**What this task involves**
Quote the listing in full, exactly as given, minus any pictures.

**Data excerpt**
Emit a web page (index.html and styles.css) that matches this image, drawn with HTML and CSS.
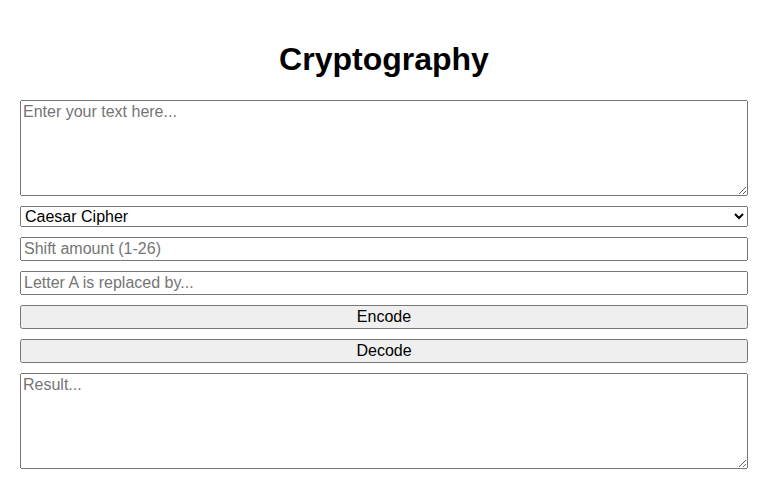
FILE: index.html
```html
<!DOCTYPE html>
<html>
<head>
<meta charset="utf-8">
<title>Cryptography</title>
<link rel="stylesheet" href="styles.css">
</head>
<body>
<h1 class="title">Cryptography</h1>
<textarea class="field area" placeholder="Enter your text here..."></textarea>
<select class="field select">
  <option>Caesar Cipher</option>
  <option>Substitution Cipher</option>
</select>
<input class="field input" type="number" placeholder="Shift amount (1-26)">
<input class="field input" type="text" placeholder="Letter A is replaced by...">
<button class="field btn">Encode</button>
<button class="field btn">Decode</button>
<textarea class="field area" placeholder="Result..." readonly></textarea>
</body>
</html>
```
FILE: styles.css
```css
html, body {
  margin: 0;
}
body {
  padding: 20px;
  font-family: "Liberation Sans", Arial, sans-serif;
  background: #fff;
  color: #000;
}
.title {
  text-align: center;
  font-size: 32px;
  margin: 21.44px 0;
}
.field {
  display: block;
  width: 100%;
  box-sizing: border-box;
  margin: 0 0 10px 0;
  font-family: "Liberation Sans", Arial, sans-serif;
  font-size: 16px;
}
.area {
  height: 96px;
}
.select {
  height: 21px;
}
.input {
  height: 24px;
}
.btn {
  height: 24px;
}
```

**Answer to the exercise**
Emit a web page (index.html and styles.css) that matches this image, drawn with HTML and CSS.
FILE: index.html
```html
<!DOCTYPE html>
<html>
<head>
<meta charset="utf-8">
<title>Cryptography</title>
<link rel="stylesheet" href="styles.css">
</head>
<body>
<h1 class="title">Cryptography</h1>
<textarea class="field area" placeholder="Enter your text here..."></textarea>
<select class="field select">
  <option>Caesar Cipher</option>
  <option>Substitution Cipher</option>
</select>
<input class="field input" type="number" placeholder="Shift amount (1-26)">
<input class="field input" type="text" placeholder="Letter A is replaced by...">
<button class="field btn">Encode</button>
<button class="field btn">Decode</button>
<textarea class="field area" placeholder="Result..." readonly></textarea>
</body>
</html>
```
FILE: styles.css
```css
html, body {
  margin: 0;
}
body {
  padding: 20px;
  font-family: "Liberation Sans", Arial, sans-serif;
  background: #fff;
  color: #000;
}
.title {
  text-align: center;
  font-size: 32px;
  margin: 21.44px 0;
}
.field {
  display: block;
  width: 100%;
  box-sizing: border-box;
  margin: 0 0 10px 0;
  font-family: "Liberation Sans", Arial, sans-serif;
  font-size: 16px;
}
.area {
  height: 96px;
}
.select {
  height: 21px;
}
.input {
  height: 24px;
}
.btn {
  height: 24px;
}
```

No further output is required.